Postface of Vie(s) by Hayat Najm
2011
In French only
H possède une petite boîte rouge, qui ne contient que des objets en noir et blanc, décolorés avec le temps, devenus presque invisibles. Elle les conserve car ils demeurent les indices d’instants passés, conservés dans l’espoir de limiter les dommages causés par une mémoire fissurée, incomplète. H conserve l’objet comme elle préserve le souvenir qui y est rattaché; l’un ne va pas sans l’autre. Chaque fois qu’elle dépose un nouvel objet, elle le fait lentement, le temps de bien comprendre ce qui lui est rattaché, une singularité tirée d’une durée aussi circonscrite. Dans chaque histoire il n’y a pas d’avant ni d’après; chaque instant existe indépendamment du reste du temps. Il y a de ces moments qui sont à la fois tout à fait ordinaires et étonnamment uniques.
H invente ses propres catégories. Dans sa petite boîte, l’orange côtoie les bracelets dorés, la plume de paon est déposée sur la grande robe blanche, et la figurine de l’éléphant se trouve près du petit bouton égaré. La fonction utilitaire de chaque objet n’importe plus. Chacun n’existe plus que pour elle et pour ses histoires. Si elle dit parler de l’amour, de l’attente, de la guerre et de la maladie, elle ne peut classer sa vie ainsi. C’est que parfois l’attente se mêle à la maladie, l’amour à l’attente, la guerre à l’amour, et la guerre à la maladie. Il n’y a pas de simple définition.

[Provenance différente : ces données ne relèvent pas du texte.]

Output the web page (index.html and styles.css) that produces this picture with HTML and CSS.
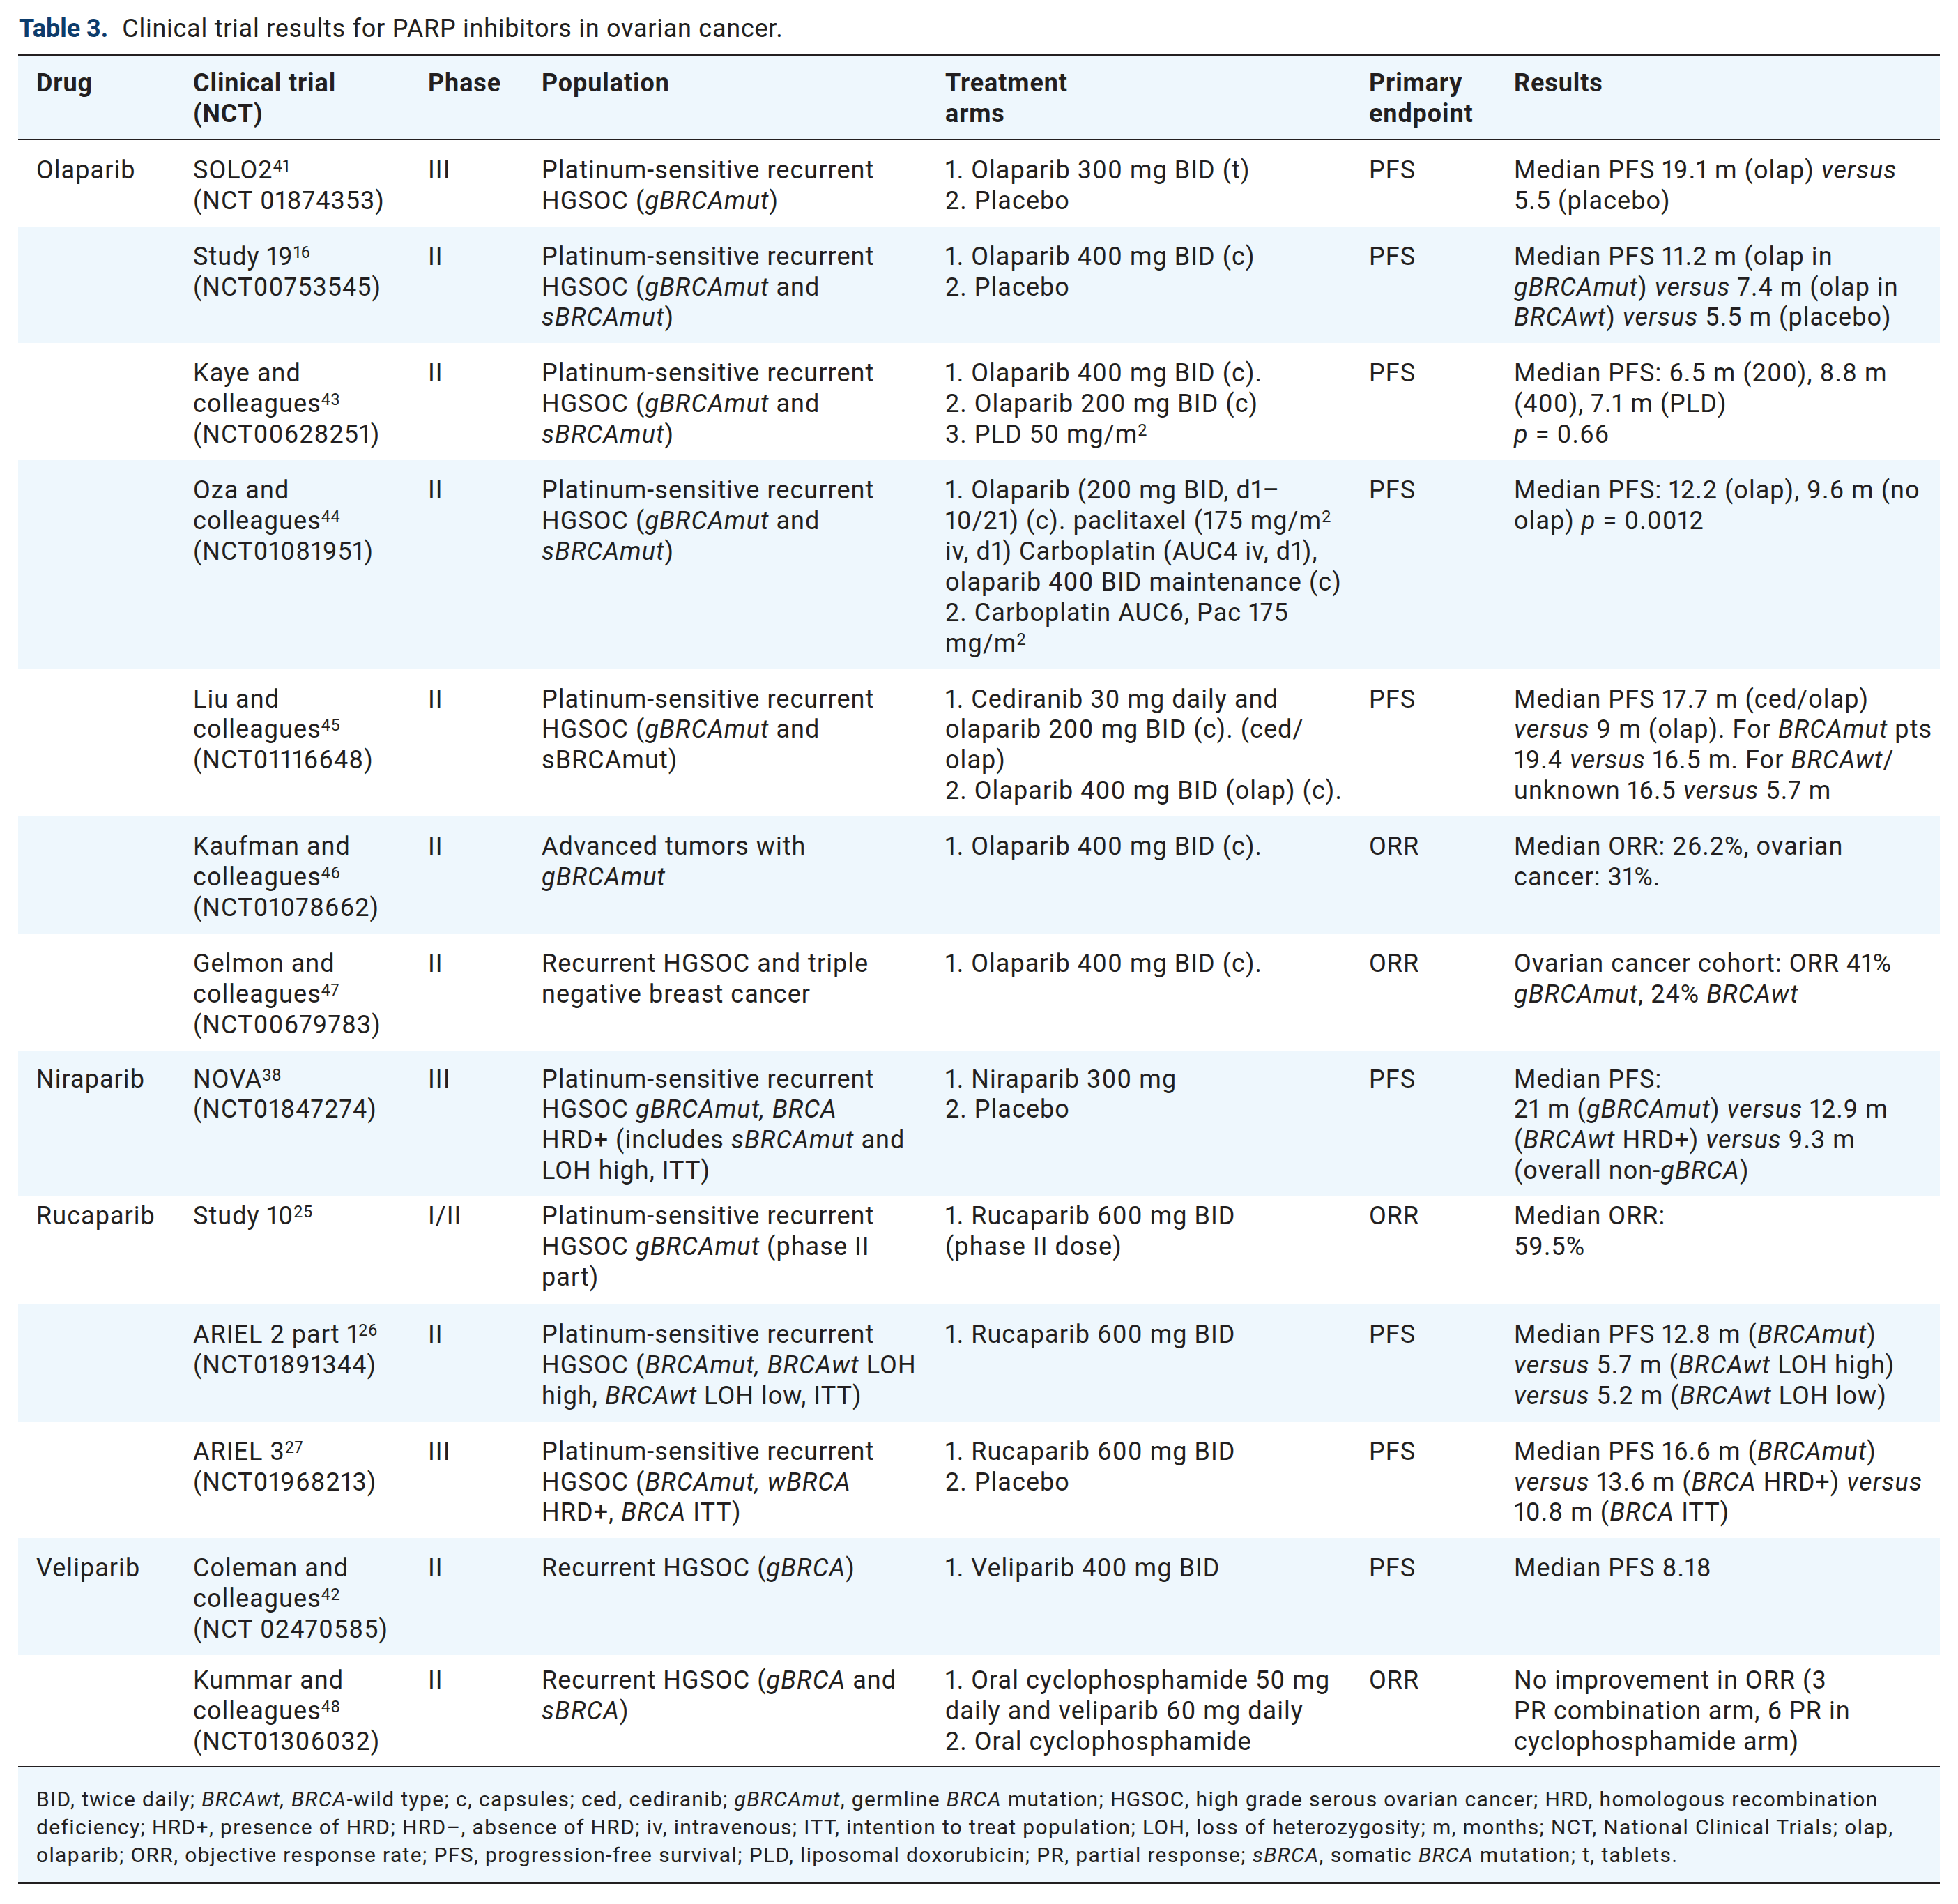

Souvent seule, elle contemple ou regrette le temps qui passe, elle scrute les moments extraordinaires ou les banalités. Ceux qui entrent dans ses histoires ne sont que de passage, pour temporairement déranger son calme en perçant la bulle qui l’enveloppe. Puis déjà ils partent, pour ne revenir que rarement. C’est toutefois dans ses moments de solitude que l’on peut se rapprocher, que son espace se laisse envahir. Comme la distance qui existe entre les deux terres qui partagent sa présence, il en existe une entre elle et ceux qui écoutent ses histoires. S’il s’agit d’une distance réelle, elle est aussi abstraite, car on se sent toujours plus près qu’on ne l’est vraiment.
C’est toujours dans une lenteur discrète que ses anecdotes sont tracées. Elles sont intimes, mais jamais hermétiques. Les vides qu’elle laisse au passage invitent à l’imagination, à l’entrée de nouveaux personnages dans les grands espaces blancs. Ses inimitables histoires, elles s’échappent, se dissipent, pour exister hors d’elle. H les désire à la fois récit d’elle et d’étrangers; c’est parce qu’il n’y a pas qu’elle qui calcule le temps, qui aime et qui a peur. Le contenu de la petite boîte rouge, ce sont des fragments de vie(s) inachevés. H les collecte pour se rappeler, pour les raconter, et pour mieux les laisser vivre ensuite.